Apple Music has a karaoke mode for people who love to sing along as they listen. Apple Music Sing lets you turn down the lyrics so you can karaoke to your favorite hits with just one tap.
In fact, I’m using it right now to listen to some of my favorite music without the lyrics distracting me from reading and writing. Let me show you how it works!
How to use Apple Music in karaoke mode
This feature is available on the iPhone and iPad running iOS 16.2 or later. You can even have a karaoke party with your Apple TV — but only if you have the third-generation model from November 2022.
There’s no love for the Mac or Vision Pro; maybe Apple doesn’t want you singing at your desk. (iTunes for Windows? As if.)
You also need a subscription to Apple Music. Songs in your library that you’ve ripped from CDs (or downloaded from other unscrupulous places) won’t have lyrics or the karaoke-like feature. Songs that you’ve bought on iTunes the old-fashioned way might have live lyrics but will not work with Apple Music Sing.
Now, you just need to find a song that supports the new feature.
Find the right hits
Turn on Lyrics by tapping the ” button in the bottom-left. If the song supports lyrics, tap the microphone icon above the progress bar. The song will pause for just a second, then it’ll continue playing with quieter lyrics.
You can slide up and down on the microphone icon to raise or lower the vocals separately from the music. You can’t turn the vocals completely off, but you can get them pretty dang quiet.
Tap the microphone icon at any time to bring the vocals back up to full volume.
Live lyrics are even live-er
You’ll notice something new if you play the right song. Not only does it show the right line at the right time, but it also does the classic karaoke machine thing where it brightens the words as they’re being spoken — down to the sound.
If you’re playing music that contains a duet, the companion part will show with the lyrics pushed to the right side. You and your partner can confidently belt out the words without getting confused about who does which part. I’m really looking forward to more lyrics being updated with this functionality.
I’ve found that if you’re singing in the car — and you have an older Bluetooth sound system, not CarPlay — the lyrics will be a little slow. Many Bluetooth speakers have a one- or two-second delay. In my wife’s car, annoyingly, it’s laggy enough that most lyrics are already offscreen by the time you hear them over the speakers.
Apple Music in karaoke mode is a lot of fun
I have a voice for reading Wikipedia articles, not a voice for singing. Many of my favorite albums are instrumental. I don’t know much about music.
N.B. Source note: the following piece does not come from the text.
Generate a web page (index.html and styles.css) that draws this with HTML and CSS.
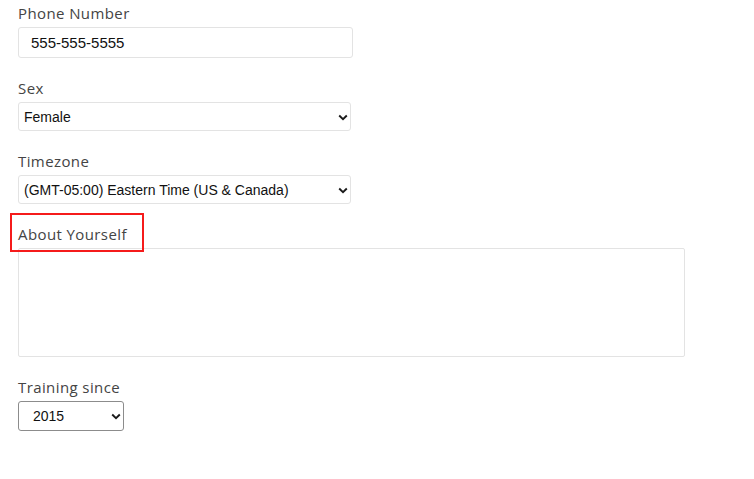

I don’t really pay attention to lyrics; it took me way too long to notice that half the lyrics of “Sour Candy” by Lady Gaga are in Japanese.
All of those disclaimers are to say that even though I have objectively terrible taste, I really loved singing along to my favorites in the car with Apple Music in karaoke mode.
When I’m reading or writing, listening to some music can be very distracting. If I can turn down the vocal tracks, I can continue listening to my favorite pop albums. (Even if I have to listen through my phone instead of the computer sitting right in front of me. Please bring this to the Mac!)
Still the typical Apple Music confusion
Lyrics support has always been a bit spotty in Apple Music. I have an old library with a hearty, balanced mix of music I imported to iTunes, music I bought on the iTunes Music Store and music I’ve added through Apple Music.
It’s extremely frustrating when Apple knows I paid for a song but doesn’t enable the lyrics or Sing features. On the left, I’m playing one of my favorite songs that I bought on iTunes about 10 years ago with hundreds of recorded plays — and I can’t use Sing. On the right is the same song after I searched for it and played it from Apple Music instead of my Music Library.
Are you confused? Yeah, that’s my point.
These types of fractured features prove annoying. Yes, I could delete every album from my library and add the Apple Music version, but ordinary people shouldn’t have to think about these arbitrary differences. Yes, I am a pedantic nerd who is tempted to do that much work because I genuinely love the lyric features. But the thought of deleting the version I already have, including my play history and star ratings, makes me really sad.
I love music, but sometimes it’s hard to love Apple Music.